This time I am just doing things the old school. Suggestions and reviews.


----------



## Vyom (Jun 26, 2018)

Nerevarine said:


> *www.amazon.in/Acer-EB321HQU-Resolution-Brightness-Response/dp/B078G267FX/ref=sr_1_1?s=computers&ie=UTF8&qid=1529939327&sr=1-1&refinements=p_n_feature_two_browse-bin:2595397031
> 
> Get this, attach speakers ! Would kick every 32 inch TVs in the nuts.
> Later on you can use this to play 4k stuff (downscaled to 1440p) from your PC, if you want.


Damn, that seems to be a good stuff. But will this play normal cable content appropriately? And what about Amazon Fire stick? I heard it don't support 4k. I don't know if it supports anything over fHD, that is 2k.


----------



## Nerevarine (Jun 26, 2018)

What kind of normal cable do you have ? Most cable operators have set top boxes now with HDMI output or atleast some form of monitor output. I know this exceeds your budget a bit if you factor in cost of speakers but this will be much more future proof than any 32 inch TV that is on the market (except very high end models)

You can also use external TV Tuner boxes, if set top box that you have doesnt have any form of monitor output. It costs around (1.5k).

Regardless if your budget is a strict 20k, then Look at TCL TVs

*www.amazon.in/99-1-inches-L39D2900...ie=UTF8&qid=1530019878&sr=1-1&keywords=TCL+TV


----------



## Zangetsu (Jun 26, 2018)

check this out
Ridaex Nuke 4K LED Smart TV - Manufactured In India 32 Inch 4K LED TV-Mi Tv - Vu Tv - Xiaomi Tv
they have 32" model @22k
call their CC to get all the details about its features and demo possibility.
PQ is excellent and DLED panel

Ridaex Nuke 32 Inch  Full HD Android 7.1 Smart TV


----------



## Vyom (Jun 27, 2018)

Why is another 32" model from same company with Rs 18k?
Ridaex RE-1320 32 Inch Android Smart TV

_Aur confuse karo!_


----------



## Vyom (Jun 27, 2018)

Also shortlisted the cheapest 32" FHD smart tv: Shibuyi 81.28cm (32 inch) Full HD LED Smart TV Online at best Prices In India
It's from an Indian bran. I think I should give it a chance.


----------



## Minion (Jun 27, 2018)

Vyom said:


> Why is another 32" model from same company with Rs 18k?
> Ridaex RE-1320 32 Inch Android Smart TV
> 
> _Aur confuse karo!_


Because of less features, wide color gamut older version of android and some other features are missing


----------



## Zangetsu (Jun 27, 2018)

Vyom said:


> Why is another 32" model from same company with Rs 18k?
> Ridaex RE-1320 32 Inch Android Smart TV
> 
> _Aur confuse karo!_


RE-1320 is the older model and Nuke series is the newest model.
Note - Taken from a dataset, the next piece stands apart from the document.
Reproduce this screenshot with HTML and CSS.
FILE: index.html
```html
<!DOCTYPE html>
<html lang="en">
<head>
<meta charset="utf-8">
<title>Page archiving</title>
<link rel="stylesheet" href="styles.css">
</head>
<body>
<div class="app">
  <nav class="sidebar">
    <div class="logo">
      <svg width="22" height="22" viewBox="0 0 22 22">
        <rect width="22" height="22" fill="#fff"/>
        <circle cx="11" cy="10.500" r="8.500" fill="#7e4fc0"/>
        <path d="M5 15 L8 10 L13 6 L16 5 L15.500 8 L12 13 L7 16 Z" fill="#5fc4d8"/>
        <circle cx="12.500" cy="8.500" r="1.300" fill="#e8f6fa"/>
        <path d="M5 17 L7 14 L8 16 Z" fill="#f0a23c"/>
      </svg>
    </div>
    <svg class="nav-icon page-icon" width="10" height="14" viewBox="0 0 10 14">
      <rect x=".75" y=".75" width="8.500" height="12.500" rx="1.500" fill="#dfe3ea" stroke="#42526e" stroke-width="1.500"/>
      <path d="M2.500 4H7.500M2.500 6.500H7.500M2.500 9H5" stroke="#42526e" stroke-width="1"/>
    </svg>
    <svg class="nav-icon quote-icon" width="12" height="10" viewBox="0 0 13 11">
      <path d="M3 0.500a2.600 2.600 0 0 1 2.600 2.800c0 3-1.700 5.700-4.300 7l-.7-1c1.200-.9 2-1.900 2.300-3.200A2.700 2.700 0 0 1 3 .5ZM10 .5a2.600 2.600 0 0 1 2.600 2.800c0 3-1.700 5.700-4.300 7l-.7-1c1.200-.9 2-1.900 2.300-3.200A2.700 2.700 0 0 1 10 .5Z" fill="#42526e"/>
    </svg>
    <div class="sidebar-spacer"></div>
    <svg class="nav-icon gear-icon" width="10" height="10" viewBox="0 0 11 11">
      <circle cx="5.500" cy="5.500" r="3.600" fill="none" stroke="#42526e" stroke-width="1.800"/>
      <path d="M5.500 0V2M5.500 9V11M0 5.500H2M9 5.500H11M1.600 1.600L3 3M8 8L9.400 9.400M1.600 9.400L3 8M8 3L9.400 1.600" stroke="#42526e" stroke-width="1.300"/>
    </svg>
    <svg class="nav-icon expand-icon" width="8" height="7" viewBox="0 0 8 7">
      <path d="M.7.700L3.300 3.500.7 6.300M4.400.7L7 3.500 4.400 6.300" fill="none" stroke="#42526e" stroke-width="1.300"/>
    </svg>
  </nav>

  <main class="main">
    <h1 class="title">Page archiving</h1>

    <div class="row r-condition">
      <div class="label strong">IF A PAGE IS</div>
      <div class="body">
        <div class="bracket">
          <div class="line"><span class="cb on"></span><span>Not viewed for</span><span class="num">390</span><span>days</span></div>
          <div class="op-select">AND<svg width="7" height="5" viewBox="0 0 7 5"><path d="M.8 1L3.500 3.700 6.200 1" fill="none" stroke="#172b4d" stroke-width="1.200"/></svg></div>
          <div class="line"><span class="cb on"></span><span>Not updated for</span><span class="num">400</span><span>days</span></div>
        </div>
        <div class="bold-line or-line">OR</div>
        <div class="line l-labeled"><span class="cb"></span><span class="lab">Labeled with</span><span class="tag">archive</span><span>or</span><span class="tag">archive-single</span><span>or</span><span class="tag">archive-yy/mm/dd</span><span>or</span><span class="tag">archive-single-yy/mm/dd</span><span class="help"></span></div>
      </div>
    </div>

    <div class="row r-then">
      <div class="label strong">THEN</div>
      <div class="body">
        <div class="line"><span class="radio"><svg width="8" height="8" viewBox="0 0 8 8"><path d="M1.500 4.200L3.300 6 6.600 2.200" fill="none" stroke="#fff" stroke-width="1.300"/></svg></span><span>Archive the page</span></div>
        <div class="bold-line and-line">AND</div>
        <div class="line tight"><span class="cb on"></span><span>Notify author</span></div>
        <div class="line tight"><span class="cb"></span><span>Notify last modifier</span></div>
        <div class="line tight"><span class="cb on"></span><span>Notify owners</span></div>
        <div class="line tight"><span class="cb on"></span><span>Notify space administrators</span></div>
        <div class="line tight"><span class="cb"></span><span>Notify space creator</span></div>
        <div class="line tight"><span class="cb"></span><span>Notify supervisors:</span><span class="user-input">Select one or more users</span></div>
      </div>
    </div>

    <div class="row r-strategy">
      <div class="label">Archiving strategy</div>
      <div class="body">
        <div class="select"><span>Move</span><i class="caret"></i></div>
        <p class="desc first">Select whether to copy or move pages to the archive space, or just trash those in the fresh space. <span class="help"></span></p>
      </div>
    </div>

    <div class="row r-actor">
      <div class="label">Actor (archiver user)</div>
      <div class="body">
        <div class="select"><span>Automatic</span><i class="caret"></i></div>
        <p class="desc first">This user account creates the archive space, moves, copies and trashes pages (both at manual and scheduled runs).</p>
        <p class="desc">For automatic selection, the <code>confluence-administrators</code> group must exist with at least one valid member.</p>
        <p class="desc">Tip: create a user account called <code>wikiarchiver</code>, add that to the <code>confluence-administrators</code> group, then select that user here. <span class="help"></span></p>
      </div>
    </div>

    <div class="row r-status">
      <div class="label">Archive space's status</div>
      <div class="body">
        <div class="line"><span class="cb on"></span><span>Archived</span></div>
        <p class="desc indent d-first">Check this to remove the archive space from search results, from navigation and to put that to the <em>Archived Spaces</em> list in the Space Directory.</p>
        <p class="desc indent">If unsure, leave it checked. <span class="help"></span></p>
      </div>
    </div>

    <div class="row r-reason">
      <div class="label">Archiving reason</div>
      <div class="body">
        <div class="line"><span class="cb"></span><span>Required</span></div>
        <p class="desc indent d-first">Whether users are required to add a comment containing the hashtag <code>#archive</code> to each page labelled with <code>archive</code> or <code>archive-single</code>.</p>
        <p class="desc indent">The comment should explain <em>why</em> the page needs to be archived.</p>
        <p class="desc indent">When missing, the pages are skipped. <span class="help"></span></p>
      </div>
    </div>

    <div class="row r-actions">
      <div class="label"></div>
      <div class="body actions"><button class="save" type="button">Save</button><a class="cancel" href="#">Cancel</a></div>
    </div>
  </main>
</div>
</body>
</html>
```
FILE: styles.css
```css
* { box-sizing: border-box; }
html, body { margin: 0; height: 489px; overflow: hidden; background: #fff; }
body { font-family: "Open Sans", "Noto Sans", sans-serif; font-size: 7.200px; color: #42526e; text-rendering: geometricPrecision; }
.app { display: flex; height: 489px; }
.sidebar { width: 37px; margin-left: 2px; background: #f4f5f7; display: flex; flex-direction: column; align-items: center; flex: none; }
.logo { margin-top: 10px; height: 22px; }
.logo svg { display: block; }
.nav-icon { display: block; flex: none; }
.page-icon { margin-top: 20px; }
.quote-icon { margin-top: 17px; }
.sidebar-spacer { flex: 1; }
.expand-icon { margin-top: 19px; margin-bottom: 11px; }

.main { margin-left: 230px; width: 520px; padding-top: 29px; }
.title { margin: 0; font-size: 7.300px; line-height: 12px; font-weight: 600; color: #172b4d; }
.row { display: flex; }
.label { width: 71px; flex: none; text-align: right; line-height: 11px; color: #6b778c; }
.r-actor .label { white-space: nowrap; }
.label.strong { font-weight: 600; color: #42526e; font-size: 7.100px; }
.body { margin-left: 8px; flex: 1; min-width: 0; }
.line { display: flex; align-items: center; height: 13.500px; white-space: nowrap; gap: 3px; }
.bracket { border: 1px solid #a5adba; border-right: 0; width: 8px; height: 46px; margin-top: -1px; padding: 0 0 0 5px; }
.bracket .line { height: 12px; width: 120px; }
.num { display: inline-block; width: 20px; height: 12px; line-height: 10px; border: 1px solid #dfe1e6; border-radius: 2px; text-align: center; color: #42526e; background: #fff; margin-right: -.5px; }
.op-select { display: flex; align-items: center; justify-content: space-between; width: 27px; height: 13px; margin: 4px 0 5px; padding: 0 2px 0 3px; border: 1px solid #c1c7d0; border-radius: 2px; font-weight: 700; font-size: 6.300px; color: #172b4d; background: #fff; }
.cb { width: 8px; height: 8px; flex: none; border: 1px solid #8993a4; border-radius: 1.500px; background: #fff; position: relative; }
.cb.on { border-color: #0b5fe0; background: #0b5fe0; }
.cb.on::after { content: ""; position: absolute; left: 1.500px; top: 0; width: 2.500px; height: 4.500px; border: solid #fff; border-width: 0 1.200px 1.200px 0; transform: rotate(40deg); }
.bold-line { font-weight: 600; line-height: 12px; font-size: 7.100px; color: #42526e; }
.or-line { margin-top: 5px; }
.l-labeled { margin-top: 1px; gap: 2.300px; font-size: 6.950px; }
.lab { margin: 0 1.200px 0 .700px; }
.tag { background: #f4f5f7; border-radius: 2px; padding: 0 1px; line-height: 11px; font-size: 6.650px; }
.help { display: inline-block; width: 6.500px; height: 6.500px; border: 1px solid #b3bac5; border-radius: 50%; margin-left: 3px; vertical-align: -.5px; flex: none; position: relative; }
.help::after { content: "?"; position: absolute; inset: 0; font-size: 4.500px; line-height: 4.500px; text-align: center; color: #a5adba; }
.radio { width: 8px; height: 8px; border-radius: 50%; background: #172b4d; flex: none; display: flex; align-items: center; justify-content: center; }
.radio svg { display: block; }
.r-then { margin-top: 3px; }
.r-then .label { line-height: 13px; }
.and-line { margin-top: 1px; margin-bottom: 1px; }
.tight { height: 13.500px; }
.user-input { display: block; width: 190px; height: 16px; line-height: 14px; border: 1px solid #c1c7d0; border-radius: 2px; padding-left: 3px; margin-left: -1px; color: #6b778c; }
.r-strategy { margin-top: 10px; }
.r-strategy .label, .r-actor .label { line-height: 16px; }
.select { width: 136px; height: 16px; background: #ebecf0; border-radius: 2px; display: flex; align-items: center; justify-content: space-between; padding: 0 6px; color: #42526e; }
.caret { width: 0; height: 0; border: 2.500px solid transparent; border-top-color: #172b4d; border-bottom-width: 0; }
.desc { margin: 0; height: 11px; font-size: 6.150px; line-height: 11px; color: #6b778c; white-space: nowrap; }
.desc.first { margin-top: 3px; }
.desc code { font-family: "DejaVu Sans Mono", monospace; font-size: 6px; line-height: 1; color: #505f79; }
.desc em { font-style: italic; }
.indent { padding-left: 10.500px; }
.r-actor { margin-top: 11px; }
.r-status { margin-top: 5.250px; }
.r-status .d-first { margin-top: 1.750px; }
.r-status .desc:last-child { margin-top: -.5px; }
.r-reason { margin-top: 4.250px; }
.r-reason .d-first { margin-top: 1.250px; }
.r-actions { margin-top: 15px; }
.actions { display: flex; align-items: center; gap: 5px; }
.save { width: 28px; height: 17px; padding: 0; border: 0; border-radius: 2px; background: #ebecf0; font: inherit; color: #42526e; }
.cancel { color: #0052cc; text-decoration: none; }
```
_if u have friends in Bangalore then they have Demo showroom available_


----------



## Vyom (Jun 28, 2018)

So I went to 3 stores today:
*1. Mi Store: *They don't have stocks yet. Said that tomorrow new stock will come, and there would be chance I can get a 32" TV. But since tomorrow is also flash sale, I will try to get the 32" one online. If not successful I can go to the offline store, where I could get it.
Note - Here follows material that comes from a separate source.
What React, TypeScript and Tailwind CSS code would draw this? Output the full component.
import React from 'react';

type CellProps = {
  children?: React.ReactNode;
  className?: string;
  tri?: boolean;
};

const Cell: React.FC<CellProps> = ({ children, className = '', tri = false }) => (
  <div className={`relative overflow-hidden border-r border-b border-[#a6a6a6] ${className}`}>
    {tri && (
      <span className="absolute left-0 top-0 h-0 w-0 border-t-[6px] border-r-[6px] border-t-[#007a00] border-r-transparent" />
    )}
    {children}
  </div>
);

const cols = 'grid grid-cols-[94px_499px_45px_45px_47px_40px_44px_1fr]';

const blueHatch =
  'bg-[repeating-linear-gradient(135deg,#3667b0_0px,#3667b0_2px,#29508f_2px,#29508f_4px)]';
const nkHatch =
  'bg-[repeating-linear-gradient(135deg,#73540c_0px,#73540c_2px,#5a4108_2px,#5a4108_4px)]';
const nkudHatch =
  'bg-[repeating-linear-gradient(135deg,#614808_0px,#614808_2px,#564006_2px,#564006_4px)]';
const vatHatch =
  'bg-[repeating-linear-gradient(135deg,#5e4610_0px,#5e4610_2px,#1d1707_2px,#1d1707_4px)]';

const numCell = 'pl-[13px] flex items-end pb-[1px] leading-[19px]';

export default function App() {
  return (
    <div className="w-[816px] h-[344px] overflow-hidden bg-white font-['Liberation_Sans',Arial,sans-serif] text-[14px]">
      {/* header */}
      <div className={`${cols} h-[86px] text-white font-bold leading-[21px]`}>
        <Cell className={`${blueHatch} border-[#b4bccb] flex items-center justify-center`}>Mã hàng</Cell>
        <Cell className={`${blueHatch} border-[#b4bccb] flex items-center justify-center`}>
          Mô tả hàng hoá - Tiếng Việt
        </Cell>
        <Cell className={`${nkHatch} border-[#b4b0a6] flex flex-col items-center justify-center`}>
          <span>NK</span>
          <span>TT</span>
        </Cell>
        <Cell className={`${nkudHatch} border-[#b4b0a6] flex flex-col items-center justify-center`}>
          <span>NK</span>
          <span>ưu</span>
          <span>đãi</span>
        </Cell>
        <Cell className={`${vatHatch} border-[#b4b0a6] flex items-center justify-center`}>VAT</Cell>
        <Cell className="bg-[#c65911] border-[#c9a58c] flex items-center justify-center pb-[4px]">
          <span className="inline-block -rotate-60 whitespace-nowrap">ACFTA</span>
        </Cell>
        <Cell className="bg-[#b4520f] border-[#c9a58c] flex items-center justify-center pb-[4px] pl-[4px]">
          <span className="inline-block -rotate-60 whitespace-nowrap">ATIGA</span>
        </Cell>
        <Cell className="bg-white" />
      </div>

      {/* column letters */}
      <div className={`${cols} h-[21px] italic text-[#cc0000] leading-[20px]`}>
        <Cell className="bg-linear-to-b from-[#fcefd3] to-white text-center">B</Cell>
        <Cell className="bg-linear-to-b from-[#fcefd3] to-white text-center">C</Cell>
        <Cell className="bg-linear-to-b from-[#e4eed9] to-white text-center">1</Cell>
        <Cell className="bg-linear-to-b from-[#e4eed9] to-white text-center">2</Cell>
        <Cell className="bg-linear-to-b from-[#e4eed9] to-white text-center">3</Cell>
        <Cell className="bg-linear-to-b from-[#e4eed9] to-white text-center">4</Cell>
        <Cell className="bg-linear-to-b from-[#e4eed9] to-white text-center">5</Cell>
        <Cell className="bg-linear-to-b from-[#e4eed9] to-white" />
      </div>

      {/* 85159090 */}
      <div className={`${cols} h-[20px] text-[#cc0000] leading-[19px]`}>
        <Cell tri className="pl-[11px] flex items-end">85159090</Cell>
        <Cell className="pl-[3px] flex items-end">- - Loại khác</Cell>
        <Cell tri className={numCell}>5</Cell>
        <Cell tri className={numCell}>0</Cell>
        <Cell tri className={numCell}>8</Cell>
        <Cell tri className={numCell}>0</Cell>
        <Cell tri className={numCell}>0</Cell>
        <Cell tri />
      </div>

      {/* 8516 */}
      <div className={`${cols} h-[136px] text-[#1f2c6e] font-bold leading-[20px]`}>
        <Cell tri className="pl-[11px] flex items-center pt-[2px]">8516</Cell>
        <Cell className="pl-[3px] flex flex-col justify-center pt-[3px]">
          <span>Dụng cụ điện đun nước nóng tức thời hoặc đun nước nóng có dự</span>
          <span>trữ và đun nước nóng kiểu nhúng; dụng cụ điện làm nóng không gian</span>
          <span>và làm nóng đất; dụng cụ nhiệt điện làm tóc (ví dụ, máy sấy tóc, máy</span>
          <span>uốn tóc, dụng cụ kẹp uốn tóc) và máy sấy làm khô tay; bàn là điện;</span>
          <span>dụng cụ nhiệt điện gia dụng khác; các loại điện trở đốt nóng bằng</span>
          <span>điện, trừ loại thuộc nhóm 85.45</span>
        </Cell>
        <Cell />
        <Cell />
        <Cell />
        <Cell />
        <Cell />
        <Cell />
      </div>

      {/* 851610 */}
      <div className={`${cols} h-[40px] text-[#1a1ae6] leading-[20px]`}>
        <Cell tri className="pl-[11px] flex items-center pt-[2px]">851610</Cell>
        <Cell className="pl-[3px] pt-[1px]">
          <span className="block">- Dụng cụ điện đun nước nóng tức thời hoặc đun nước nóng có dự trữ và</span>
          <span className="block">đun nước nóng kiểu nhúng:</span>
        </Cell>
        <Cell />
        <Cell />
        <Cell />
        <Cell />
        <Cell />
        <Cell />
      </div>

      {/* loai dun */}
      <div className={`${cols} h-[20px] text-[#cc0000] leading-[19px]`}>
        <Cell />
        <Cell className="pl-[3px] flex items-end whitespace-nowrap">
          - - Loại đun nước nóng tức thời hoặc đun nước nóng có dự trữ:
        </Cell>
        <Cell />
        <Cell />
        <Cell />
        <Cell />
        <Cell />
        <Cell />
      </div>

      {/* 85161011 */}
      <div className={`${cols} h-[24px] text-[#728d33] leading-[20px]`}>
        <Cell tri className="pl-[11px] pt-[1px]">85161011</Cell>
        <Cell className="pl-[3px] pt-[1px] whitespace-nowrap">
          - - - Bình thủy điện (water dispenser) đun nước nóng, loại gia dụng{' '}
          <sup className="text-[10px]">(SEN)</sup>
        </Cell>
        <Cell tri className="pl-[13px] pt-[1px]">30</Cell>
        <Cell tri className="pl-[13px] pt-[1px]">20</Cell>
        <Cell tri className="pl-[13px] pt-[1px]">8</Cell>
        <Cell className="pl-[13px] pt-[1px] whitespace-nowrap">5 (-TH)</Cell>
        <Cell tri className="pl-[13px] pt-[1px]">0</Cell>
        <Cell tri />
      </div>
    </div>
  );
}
*2. Reliance Trends store: *They mostly just keep costly Sony and Samsung TVs. There was one TV of VU brand: D7545. But it was non smart one and non full HD one. For Rs 14.5k. Didn't seem to be worth it, especially since below point.

*3. Chroma:* They didn't have VU brand TVs. Chroma salesman said, they (Chroma) are the ones who brought VU in India. But now they have stopped selling due to lack of service centers. Chroma provided two budget options: One from Hitachi. A non smart, non fHD monitor at Rs 22k. But he said there is an offer going on, "only for today" due to which I can buy it for Rs 16k. I said "ok". Second model which was of Chroma brand itself and it was also non fHD and non smart but for Rs 16k. I said "F it".

So now sitting on my PC, I browsed Amazon and if I am not able to get 32" Mi TV tomorrow then I could buy this one: *www.amazon.in/Sanyo-inches-XT-32S7200F-Full-Black/dp/B075YPL1RH

Sanyo, 32" for 15.5K, that could cost me Rs 14k after Citibank card discount. So atleast I can get a full HD 32" TV albeit non smart. But I have Fire stick so that's not a big issue.


----------



## Nerevarine (Jun 29, 2018)

HD in this day and age is terrible choice


----------



## Vyom (Jun 29, 2018)

Nerevarine said:


> HD in this day and age is terrible choice


But HD on 32" is not that noticeable. Every salesman vouch for that and told that fHD in 32" is not so popular for this reason.
I think they are right in this regard.


----------



## billubakra (Jun 29, 2018)

I have set my phone's screen to hd rather than qwhd. Eyes can't spot those minute differences.


----------



## Vyom (Jun 29, 2018)

billubakra said:


> I have set my phone's screen to hd rather than qwhd. Eyes can't spot those minute differences.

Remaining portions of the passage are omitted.